Tom Mullinix, a board member of the Maryland Sheep Breeders Association, says he and his family have shown sheep at the Howard County Fair for more than 50 years.
Raising and herding sheep on their small 8-acre Fulton farm was made possible with help from the family's dog, Annie – a border collie, also known as a sheep dog.
As he continues to show sheep at the 72nd annual Howard County Fair this week, Mullinix said lead demonstrator Nancy Starkey will show audiences how the intellectual sheep-herding helpers get the job done on Aug. 12 inside the contest arena.
Assistant demonstrator AJ Hesketh-Tutton will join the performance, which is scheduled at 11 a.m.
Starkey, another member of the MSBA, said while she's performed sheep dog demonstrations for several years, including many at the Maryland Sheep and Wool Festival, Saturday's demonstration will be the first at the Howard County Fair.
"Everyone seems to enjoy watching the dogs work and learning about how dogs can be an asset to folks at home," said Starkey, a Mt. Airy resident. "Most of what we do is show the practicality of the dog to someone with livestock at home who needs to manage the livestock."
Even without a whole lot of training, sheep dogs have a natural ability to get livestock where they need to go.
The demonstration will feature working sheep dogs as they herd the animals through various obstacles. Starkey and Hesketh-Tutton will use hair sheep, as opposed to wool sheep, due to the warm weather.
Demos are always well received in the community, Starkey said.
"A lot of people assume that sheep dog work is obedience on sheep, but a well-bred dog with talent and ability is an amazing thing," she said. "We don't have to tell them every step to take."

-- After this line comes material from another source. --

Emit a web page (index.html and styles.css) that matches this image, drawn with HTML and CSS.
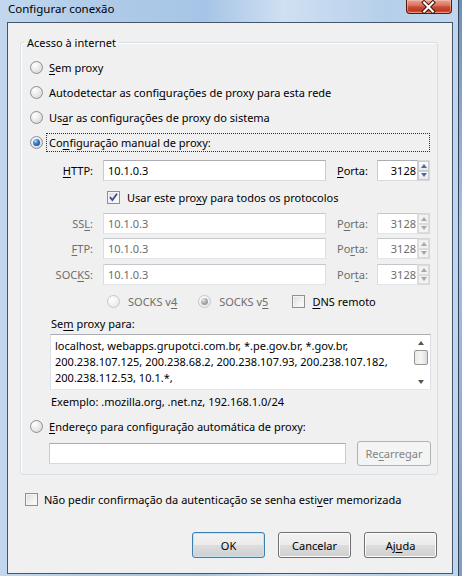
FILE: index.html
```html
<!DOCTYPE html>
<html lang="pt-BR">
<head>
<meta charset="utf-8">
<title>Configurar conexão</title>
<link rel="stylesheet" href="styles.css">
</head>
<body>
<div class="frame">
  <div class="titlebar">
    <span class="title">Configurar conexão</span>
    <div class="close">
      <svg width="46" height="14" viewBox="0 0 46 14">
        <path d="M18.5 2.5 L27.5 11.5 M27.5 2.5 L18.5 11.5" stroke="#3a1008" stroke-width="4.2" stroke-linecap="square"/>
        <path d="M18.5 2.5 L27.5 11.5 M27.5 2.5 L18.5 11.5" stroke="#ffffff" stroke-width="2.2" stroke-linecap="square"/>
      </svg>
    </div>
  </div>
  <div class="client">
    <fieldset class="group">
      <legend>Acesso à internet</legend>
      <div class="opt"><span class="radio"></span><span class="lbl"><u>S</u>em proxy</span></div>
      <div class="opt"><span class="radio"></span><span class="lbl">Autodetectar as confi<u>g</u>urações de proxy para esta rede</span></div>
      <div class="opt"><span class="radio"></span><span class="lbl">Us<u>a</u>r as configurações de proxy do sistema</span></div>
      <div class="opt"><span class="radio on"></span><span class="focus">Co<u>n</u>figuração manual de proxy:</span></div>

      <div class="prow first">
        <span class="plabel"><u>H</u>TTP:</span>
        <div class="tb host">10.1.0.3</div>
        <span class="porta"><u>P</u>orta:</span>
        <div class="tb num">3128</div>
        <div class="spin"><span class="up"></span><span class="down"></span></div>
      </div>
      <div class="allrow"><span class="check on"><svg width="11" height="11" viewBox="0 0 11 11"><path d="M2 5.2 L4.4 8 L9 1.8" fill="none" stroke="#3d4f92" stroke-width="1.8"/></svg></span><span>Usar este pro<u>x</u>y para todos os protocolos</span></div>
      <div class="prow dis">
        <span class="plabel">SS<u>L</u>:</span>
        <div class="tb host">10.1.0.3</div>
        <span class="porta">P<u>o</u>rta:</span>
        <div class="tb num">3128</div>
        <div class="spin"><span class="up"></span><span class="down"></span></div>
      </div>
      <div class="prow dis ftp">
        <span class="plabel"><u>F</u>TP:</span>
        <div class="tb host">10.1.0.3</div>
        <span class="porta">Po<u>r</u>ta:</span>
        <div class="tb num">3128</div>
        <div class="spin"><span class="up"></span><span class="down"></span></div>
      </div>
      <div class="prow dis socks">
        <span class="plabel">SOC<u>K</u>S:</span>
        <div class="tb host">10.1.0.3</div>
        <span class="porta">Por<u>t</u>a:</span>
        <div class="tb num">3128</div>
        <div class="spin"><span class="up"></span><span class="down"></span></div>
      </div>
      <div class="socksrow">
        <span class="radio dis"></span><span class="dtext v4">SOCKS v<u>4</u></span>
        <span class="radio dis on"></span><span class="dtext v5">SOCKS v<u>5</u></span>
        <span class="check"></span><span class="dns"><u>D</u>NS remoto</span>
      </div>
      <div class="nplabel">Se<u>m</u> proxy para:</div>
      <div class="ta">
        <div class="ta-text">
          <div>localhost, webapps.grupotci.com.br, *.pe.gov.br, *.gov.br,</div>
          <div>200.238.107.125, 200.238.68.2, 200.238.107.93, 200.238.107.182,</div>
          <div>200.238.112.53, 10.1.*,</div>
        </div>
        <div class="vscroll">
          <span class="sarrow sup"></span>
          <span class="thumb"></span>
          <span class="sarrow sdown"></span>
        </div>
      </div>
      <div class="example">Exemplo: .mozilla.org, .net.nz, 192.168.1.0/24</div>
      <div class="opt auto"><span class="radio"></span><span class="lbl"><u>E</u>ndereço para configuração automática de proxy:</span></div>
      <div class="autorow">
        <div class="tb url"></div>
        <button class="btn disabled">Re<u>c</u>arregar</button>
      </div>
    </fieldset>
    <div class="authrow"><span class="check"></span><span>Não pedir confirmação da autenticação se senha esti<u>v</u>er memorizada</span></div>
    <div class="buttons">
      <button class="btn default">OK</button>
      <button class="btn">Cancelar</button>
      <button class="btn">Aj<u>u</u>da</button>
    </div>
  </div>
</div>
</body>
</html>
```

FILE: styles.css
```css
* { box-sizing: border-box; }
html, body { margin: 0; padding: 0; }
body {
  width: 462px;
  height: 576px;
  overflow: hidden;
  font-family: "Noto Sans", "Open Sans", sans-serif;
  font-size: 11px;
  color: #000;
  background: linear-gradient(180deg, #6c8fb5 0%, #a9c3de 40%, #7e9fc3 100%);
}
u { text-decoration: underline; text-underline-offset: 2px; }

.frame {
  width: 459px;
  height: 576px;
  display: flex;
  flex-direction: column;
  border-right: 1px solid #33455c;
  background: linear-gradient(90deg, #c3d8ee 0%, #b0cbe8 20%, #a6c5e6 45%, #cfe0f2 62%, #b5cfea 85%, #c0d6ee 100%);
}
.titlebar {
  height: 22px;
  flex: none;
  display: flex;
  justify-content: space-between;
  align-items: flex-start;
  padding-left: 8px;
  padding-right: 6px;
}
.title {
  font-size: 11.5px;
  line-height: 16px;
  padding-top: 1px;
  color: #000;
}
.close {
  width: 46px;
  height: 14px;
  border: 1px solid #571a10;
  border-top: none;
  border-radius: 0 0 4px 4px;
  background: linear-gradient(180deg, #e8a493 0%, #d97560 40%, #c94a32 55%, #c13a20 80%, #d4644a 100%);
  box-shadow: inset 0 0 0 1px rgba(255,210,200,0.45);
  display: flex;
}
.close svg { display: block; margin-left: -1px; }

.client {
  flex: 1;
  margin: 0 5px 2px 7px;
  border: 1px solid #45566b;
  background: #f0f0f0;
  display: flex;
  flex-direction: column;
}

/* group box */
.group {
  margin: 12px 14px 0 12px;
  padding: 0 0 8px 0;
  border: 1px solid #d5dfe5;
  border-radius: 3px;
  box-shadow: inset 1px 1px 0 #ffffff;
  min-width: 0;
}
.group legend {
  padding: 0 3px;
  margin-left: 3px;
  line-height: 15px;
  font-size: 11px;
}

.opt {
  display: flex;
  align-items: center;
  height: 25px;
  padding-left: 9px;
}
.opt:first-of-type { margin-top: 5px; }
.opt .lbl { margin-left: 6px; }
.opt .focus {
  flex: 1;
  margin-left: 3px;
  margin-right: 7px;
  height: 19px;
  line-height: 17px;
  padding-left: 2px;
  border: 1px dotted #303030;
}
.opt.auto { margin-top: 5px; }

/* radio */
.radio {
  width: 13px;
  height: 13px;
  flex: none;
  border-radius: 50%;
  border: 1px solid #8c8f93;
  background: radial-gradient(circle at 35% 30%, #ffffff 0%, #eeeeee 40%, #cfcfcf 100%);
  display: flex;
  align-items: center;
  justify-content: center;
}
.radio.on::after {
  content: "";
  width: 7px;
  height: 7px;
  border-radius: 50%;
  background: radial-gradient(circle at 35% 30%, #b4e2ff 0%, #3a8ad6 35%, #14508f 80%, #0d3a6c 100%);
}
.radio.dis {
  border-color: #c5c7c9;
  background: radial-gradient(circle at 35% 30%, #ffffff 0%, #f2f2f2 50%, #e2e2e2 100%);
}
.radio.dis.on::after {
  background: radial-gradient(circle at 35% 30%, #e8e8e8 0%, #a6a6a6 50%, #8c8c8c 100%);
}

/* checkbox */
.check {
  width: 13px;
  height: 13px;
  flex: none;
  border: 1px solid #8e8f8f;
  background: linear-gradient(135deg, #dcdcdc 0%, #f2f2f2 60%, #ffffff 100%);
  box-shadow: inset 0 0 0 1px #f4f4f4;
  display: flex;
  align-items: center;
  justify-content: center;
}
.check svg { display: block; }

/* proxy rows */
.prow {
  display: flex;
  align-items: center;
  height: 21px;
  padding-left: 19px;
}
.prow.first { margin-top: 5px; }
.prow.ftp { margin-top: 4px; }
.prow.socks { margin-top: 5px; }
.plabel {
  width: 53px;
  text-align: right;
  margin-right: 10px;
}
.tb {
  height: 21px;
  background: #ffffff;
  border: 1px solid #abadb3;
  border-left-color: #c8cbd1;
  border-right-color: #c8cbd1;
  border-bottom-color: #d5d9e0;
  line-height: 19px;
  padding-left: 4px;
  white-space: nowrap;
}
.tb.host { width: 223px; }
.porta { margin-left: 11px; width: 40px; }
.tb.num {
  width: 41px;
  text-align: right;
  padding-left: 0;
  padding-right: 1px;
}
.spin {
  width: 12px;
  height: 21px;
  display: flex;
  flex-direction: column;
  border: 1px solid #d5d7da;
  border-left: none;
  background: #f4f4f4;
}
.spin span {
  flex: 1;
  display: flex;
  align-items: center;
  justify-content: center;
  border: 1px solid #c9ccd0;
  background: linear-gradient(180deg, #fbfbfb, #e9e9e9);
}
.spin span::after {
  content: "";
  width: 0;
  height: 0;
  border-left: 3px solid transparent;
  border-right: 3px solid transparent;
}
.spin .up::after { border-bottom: 4px solid #4d6aa5; }
.spin .down::after { border-top: 4px solid #4d6aa5; }
.prow.dis { color: #6d6d6d; }
.prow.dis .tb { color: #6d6d6d; border-color: #c3c6cb #dadde2 #e1e4e8 #dadde2; }
.prow.dis .spin .up::after { border-bottom-color: #a8a8a8; }
.prow.dis .spin .down::after { border-top-color: #a8a8a8; }
.prow.dis .spin span { background: #f2f2f2; border-color: #dcdcdc; }

.allrow {
  display: flex;
  align-items: center;
  height: 32px;
  padding-left: 86px;
  gap: 7px;
}

.socksrow {
  display: flex;
  align-items: center;
  height: 32px;
  padding-left: 86px;
}
.dtext { color: #6d6d6d; margin-left: 8px; }
.dtext.v4 { margin-right: 21px; }
.dtext.v5 { margin-right: 24px; }
.dns { margin-left: 7px; }

.nplabel {
  line-height: 14px;
  padding-left: 30px;
}
.ta {
  margin: 3px 6px 0 29px;
  height: 56px;
  background: #ffffff;
  border: 1px solid #abadb3;
  border-color: #abadb3 #dbdfe6 #e3e9ef #dbdfe6;
  display: flex;
}
.ta-text {
  flex: 1;
  padding: 3px 0 0 4px;
  line-height: 16px;
  white-space: nowrap;
  overflow: hidden;
}
.vscroll {
  width: 17px;
  display: flex;
  flex-direction: column;
  align-items: center;
  padding: 1px 1px 1px 0;
  background: #ffffff;
}
.sarrow {
  height: 13px;
  width: 16px;
  display: flex;
  align-items: center;
  justify-content: center;
}
.sarrow::after {
  content: "";
  border-left: 3px solid transparent;
  border-right: 3px solid transparent;
}
.sup::after { border-bottom: 4px solid #555; }
.sdown::after { border-top: 4px solid #555; }
.thumb {
  width: 14px;
  height: 15px;
  margin: 1px 0 auto;
  border: 1px solid #969696;
  border-radius: 2px;
  background: linear-gradient(90deg, #eaeaea, #f6f6f6 50%, #dcdcdc);
}
.sdown { margin-top: auto; }

.example {
  margin-top: 5px;
  line-height: 14px;
  padding-left: 30px;
}
.autorow {
  display: flex;
  align-items: center;
  height: 25px;
  margin-top: 2px;
  padding-left: 28px;
}
.tb.url { width: 297px; }

.btn {
  font-family: inherit;
  font-size: 11px;
  color: #000;
  height: 25px;
  padding: 0;
  border: 1px solid #707070;
  border-radius: 3px;
  background: linear-gradient(180deg, #f2f2f2 0%, #ebebeb 48%, #dddddd 52%, #cfcfcf 100%);
  box-shadow: inset 0 0 0 1px #fcfcfc;
  width: 73px;
}
.btn.disabled {
  margin-left: 11px;
  width: 74px;
  height: 25px;
  color: #838383;
  border-color: #adb2b5;
  background: #f4f4f4;
  box-shadow: none;
}
.btn.default {
  border-color: #3c7fb1;
  box-shadow: inset 0 0 0 1px #bfe3f7;
}

.authrow {
  display: flex;
  align-items: center;
  gap: 6px;
  height: 26px;
  margin-top: 11px;
  padding-left: 17px;
}
.buttons {
  display: flex;
  justify-content: flex-end;
  gap: 13px;
  margin-top: 20px;
  padding-right: 15px;
}
.buttons .btn { height: 26px; }
```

Mullinix, a Westminster resident, said one of the best parts of any sheep dog demonstration is watching the intelligence of a border collie and their ability to complete the work of 10 people.
"I've seen the demonstration thousands of times and I love it," he said. "It's a good activity and something that we can bring to the people that doesn't cost anything. We're trying to give them some entertainment at the fair and this is a perfect way for them to get to see some of the sheep."
Howard County Fair Association president Mickey Day said the event is bound to draw quite a crowd since the fair has never done it before.
"It's amazing what the dogs can do as far as helping farmers with herding their cattle," Day said. "It's an interesting demonstration."